#### [TASK DESCRIPTION]
Produce an exact copy of the lines below that run from the line containing "Recreate this image" to the line containing "import React from", inclusive; any picture is omitted.

++++++++++

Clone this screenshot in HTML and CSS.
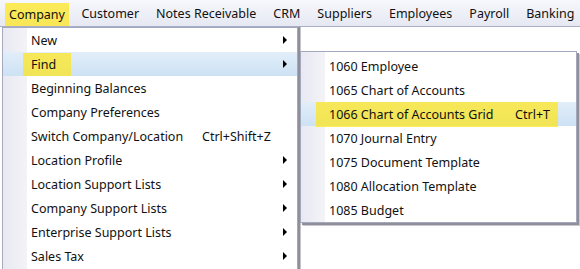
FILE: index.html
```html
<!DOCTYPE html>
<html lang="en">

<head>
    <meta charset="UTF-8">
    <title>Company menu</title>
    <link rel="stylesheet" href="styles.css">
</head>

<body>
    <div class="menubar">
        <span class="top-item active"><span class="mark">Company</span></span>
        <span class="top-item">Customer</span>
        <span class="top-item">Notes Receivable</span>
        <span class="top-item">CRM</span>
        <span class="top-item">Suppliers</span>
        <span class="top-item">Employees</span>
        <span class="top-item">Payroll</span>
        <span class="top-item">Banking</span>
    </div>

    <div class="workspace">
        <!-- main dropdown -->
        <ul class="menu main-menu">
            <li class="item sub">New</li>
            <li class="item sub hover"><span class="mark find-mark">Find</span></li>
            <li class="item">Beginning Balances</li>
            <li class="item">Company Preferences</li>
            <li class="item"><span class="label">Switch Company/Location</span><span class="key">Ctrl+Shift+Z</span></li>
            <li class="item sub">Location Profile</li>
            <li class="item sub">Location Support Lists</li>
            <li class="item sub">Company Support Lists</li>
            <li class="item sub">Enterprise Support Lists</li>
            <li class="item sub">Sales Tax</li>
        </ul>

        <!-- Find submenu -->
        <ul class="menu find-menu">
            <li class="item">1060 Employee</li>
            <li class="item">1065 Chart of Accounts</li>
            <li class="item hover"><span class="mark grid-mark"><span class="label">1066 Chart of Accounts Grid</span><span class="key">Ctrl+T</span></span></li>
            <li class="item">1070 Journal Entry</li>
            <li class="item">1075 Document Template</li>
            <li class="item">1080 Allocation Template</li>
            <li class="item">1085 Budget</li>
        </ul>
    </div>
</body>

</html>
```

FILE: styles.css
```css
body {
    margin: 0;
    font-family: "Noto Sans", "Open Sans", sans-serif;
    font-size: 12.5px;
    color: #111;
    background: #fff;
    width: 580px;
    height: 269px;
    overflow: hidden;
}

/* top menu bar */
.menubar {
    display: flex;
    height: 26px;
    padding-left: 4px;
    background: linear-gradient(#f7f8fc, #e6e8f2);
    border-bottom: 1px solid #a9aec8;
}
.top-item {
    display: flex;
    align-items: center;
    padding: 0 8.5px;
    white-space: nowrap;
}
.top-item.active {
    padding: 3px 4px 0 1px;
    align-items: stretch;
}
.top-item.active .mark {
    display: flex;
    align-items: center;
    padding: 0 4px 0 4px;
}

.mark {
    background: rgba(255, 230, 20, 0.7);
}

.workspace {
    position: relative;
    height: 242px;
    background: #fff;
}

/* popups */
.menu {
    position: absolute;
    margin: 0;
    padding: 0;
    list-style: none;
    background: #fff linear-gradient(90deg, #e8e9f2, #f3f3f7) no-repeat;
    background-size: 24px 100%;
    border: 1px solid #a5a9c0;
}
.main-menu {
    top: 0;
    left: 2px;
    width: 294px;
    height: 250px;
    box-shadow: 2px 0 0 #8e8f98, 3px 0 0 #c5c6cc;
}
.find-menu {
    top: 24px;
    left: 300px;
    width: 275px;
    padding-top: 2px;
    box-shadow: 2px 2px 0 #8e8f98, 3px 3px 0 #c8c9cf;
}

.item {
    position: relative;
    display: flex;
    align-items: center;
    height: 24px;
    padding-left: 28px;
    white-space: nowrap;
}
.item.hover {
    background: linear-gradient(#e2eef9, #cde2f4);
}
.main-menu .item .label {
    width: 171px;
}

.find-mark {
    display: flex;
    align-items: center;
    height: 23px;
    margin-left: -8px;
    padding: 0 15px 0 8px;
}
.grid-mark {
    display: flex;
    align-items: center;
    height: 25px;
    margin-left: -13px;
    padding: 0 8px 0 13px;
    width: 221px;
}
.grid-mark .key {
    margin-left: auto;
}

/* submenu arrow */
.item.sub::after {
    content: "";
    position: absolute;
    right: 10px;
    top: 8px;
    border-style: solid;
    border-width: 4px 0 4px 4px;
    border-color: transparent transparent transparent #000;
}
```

++++++++++

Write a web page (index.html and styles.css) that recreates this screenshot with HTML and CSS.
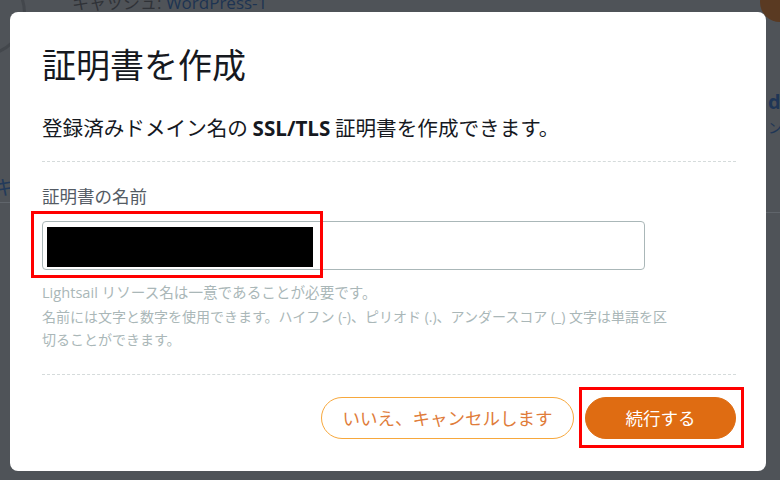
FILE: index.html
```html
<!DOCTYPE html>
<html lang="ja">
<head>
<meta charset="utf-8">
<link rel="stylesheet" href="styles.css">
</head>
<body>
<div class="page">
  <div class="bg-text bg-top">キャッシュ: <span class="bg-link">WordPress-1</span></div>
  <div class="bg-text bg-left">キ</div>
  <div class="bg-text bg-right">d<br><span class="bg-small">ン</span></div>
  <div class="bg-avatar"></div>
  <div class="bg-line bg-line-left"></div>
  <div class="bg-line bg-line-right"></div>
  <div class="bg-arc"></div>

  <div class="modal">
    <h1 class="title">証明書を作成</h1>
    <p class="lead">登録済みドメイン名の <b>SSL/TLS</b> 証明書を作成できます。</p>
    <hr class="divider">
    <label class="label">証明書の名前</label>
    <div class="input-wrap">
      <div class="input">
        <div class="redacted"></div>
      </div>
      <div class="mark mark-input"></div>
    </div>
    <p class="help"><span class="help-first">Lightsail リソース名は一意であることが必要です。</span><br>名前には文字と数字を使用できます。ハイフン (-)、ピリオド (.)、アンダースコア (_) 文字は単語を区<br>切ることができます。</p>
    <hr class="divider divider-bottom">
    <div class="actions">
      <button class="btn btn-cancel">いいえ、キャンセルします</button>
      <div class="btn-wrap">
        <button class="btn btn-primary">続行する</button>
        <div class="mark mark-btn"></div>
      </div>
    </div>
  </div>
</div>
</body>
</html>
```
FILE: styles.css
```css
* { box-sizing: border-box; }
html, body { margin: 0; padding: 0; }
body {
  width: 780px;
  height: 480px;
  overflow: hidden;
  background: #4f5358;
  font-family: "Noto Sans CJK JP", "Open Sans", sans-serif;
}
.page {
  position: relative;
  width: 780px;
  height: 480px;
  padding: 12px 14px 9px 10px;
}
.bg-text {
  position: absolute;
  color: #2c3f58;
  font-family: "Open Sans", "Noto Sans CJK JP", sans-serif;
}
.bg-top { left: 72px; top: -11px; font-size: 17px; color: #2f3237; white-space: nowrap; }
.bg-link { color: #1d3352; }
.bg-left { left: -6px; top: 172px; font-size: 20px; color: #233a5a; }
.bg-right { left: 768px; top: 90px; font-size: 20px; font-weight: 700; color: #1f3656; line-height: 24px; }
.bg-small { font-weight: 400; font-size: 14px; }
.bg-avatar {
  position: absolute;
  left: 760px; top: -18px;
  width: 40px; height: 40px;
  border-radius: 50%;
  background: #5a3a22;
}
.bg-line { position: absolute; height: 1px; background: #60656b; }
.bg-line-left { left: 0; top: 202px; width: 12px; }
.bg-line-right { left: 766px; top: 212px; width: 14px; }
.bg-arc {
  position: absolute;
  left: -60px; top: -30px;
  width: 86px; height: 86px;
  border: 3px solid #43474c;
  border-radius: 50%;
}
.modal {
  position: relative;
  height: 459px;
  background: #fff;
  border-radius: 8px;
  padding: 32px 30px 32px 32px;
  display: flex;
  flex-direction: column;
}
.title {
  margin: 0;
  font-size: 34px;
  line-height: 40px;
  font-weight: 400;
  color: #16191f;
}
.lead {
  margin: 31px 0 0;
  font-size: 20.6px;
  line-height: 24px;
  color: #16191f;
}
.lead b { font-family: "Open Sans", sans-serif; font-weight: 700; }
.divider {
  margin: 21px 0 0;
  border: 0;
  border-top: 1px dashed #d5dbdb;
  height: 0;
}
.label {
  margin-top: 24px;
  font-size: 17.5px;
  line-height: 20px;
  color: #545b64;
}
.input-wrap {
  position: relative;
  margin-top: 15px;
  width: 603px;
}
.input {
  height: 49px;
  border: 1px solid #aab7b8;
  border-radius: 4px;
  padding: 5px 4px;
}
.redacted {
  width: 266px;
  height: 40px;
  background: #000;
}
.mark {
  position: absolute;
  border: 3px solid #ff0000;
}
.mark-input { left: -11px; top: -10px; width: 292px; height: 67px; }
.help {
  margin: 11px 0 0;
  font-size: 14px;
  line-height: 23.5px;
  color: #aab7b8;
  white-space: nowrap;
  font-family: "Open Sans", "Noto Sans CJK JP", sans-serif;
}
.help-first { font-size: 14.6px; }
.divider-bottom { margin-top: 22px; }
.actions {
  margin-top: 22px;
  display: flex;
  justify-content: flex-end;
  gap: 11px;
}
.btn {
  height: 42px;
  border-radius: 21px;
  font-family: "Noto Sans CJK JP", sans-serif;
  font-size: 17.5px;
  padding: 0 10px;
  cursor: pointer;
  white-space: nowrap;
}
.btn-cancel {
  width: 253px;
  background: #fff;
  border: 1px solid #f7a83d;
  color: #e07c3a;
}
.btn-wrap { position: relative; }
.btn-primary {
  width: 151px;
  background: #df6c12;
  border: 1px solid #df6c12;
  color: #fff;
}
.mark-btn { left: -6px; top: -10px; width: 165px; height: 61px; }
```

++++++++++

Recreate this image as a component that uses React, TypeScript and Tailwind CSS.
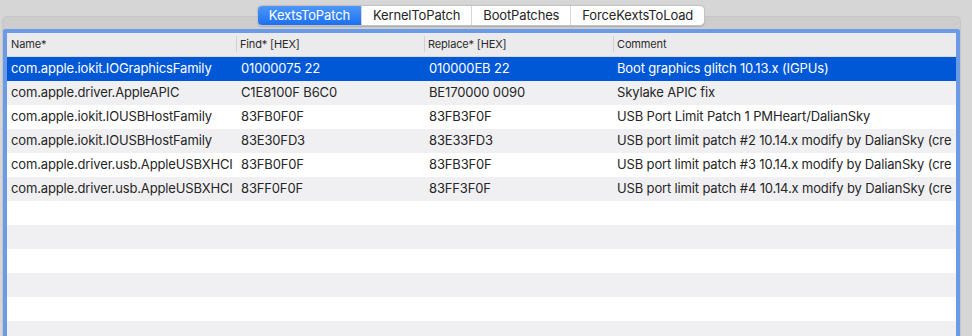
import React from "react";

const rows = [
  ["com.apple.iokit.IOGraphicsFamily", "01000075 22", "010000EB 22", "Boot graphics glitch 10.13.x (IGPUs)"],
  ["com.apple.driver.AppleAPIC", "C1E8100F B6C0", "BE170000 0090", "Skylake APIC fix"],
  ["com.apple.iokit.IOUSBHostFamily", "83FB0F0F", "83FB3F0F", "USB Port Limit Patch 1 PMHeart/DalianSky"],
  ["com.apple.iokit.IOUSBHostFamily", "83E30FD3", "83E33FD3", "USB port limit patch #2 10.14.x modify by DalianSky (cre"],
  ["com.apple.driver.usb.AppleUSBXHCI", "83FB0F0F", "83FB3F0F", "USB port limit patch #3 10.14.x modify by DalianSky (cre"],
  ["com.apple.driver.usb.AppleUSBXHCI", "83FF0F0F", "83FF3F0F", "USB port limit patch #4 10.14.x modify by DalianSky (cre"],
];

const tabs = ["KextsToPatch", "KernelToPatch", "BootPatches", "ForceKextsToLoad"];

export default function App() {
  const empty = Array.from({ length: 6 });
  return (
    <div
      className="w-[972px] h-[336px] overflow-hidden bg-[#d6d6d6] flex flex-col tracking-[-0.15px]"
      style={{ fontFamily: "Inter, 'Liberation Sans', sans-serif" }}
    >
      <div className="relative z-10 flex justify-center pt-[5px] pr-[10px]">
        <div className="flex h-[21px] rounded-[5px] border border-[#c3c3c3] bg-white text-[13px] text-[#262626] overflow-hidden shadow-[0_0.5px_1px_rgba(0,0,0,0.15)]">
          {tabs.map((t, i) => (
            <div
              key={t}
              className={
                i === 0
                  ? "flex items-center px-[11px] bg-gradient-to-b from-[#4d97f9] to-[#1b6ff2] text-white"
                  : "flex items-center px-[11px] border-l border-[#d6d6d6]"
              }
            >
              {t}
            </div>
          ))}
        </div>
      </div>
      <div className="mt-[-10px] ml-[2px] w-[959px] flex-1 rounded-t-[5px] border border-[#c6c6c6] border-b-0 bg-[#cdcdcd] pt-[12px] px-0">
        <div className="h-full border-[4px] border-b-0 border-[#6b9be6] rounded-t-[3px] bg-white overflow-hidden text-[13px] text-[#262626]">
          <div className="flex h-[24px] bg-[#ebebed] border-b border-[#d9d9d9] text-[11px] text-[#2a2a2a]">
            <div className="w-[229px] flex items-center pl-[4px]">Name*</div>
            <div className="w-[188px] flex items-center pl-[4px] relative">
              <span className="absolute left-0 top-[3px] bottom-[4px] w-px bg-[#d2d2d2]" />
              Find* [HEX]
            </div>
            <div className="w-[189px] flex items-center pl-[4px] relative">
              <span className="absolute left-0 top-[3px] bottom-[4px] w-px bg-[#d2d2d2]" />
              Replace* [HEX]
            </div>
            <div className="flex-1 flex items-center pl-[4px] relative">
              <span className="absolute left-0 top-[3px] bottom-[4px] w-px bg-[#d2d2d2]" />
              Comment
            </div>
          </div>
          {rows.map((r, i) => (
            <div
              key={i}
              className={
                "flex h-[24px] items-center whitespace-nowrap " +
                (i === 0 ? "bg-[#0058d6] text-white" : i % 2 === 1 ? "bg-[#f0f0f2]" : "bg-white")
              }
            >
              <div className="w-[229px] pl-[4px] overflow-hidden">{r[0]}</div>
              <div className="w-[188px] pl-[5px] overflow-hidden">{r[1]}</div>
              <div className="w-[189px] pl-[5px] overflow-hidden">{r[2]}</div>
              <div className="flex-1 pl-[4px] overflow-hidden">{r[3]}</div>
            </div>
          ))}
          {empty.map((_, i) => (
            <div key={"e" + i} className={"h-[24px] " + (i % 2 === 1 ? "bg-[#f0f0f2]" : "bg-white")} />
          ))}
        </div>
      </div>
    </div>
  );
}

++++++++++

#### [SOLUTION TO THIS TASK]
Recreate this image as a component that uses React, TypeScript and Tailwind CSS.
import React from "react";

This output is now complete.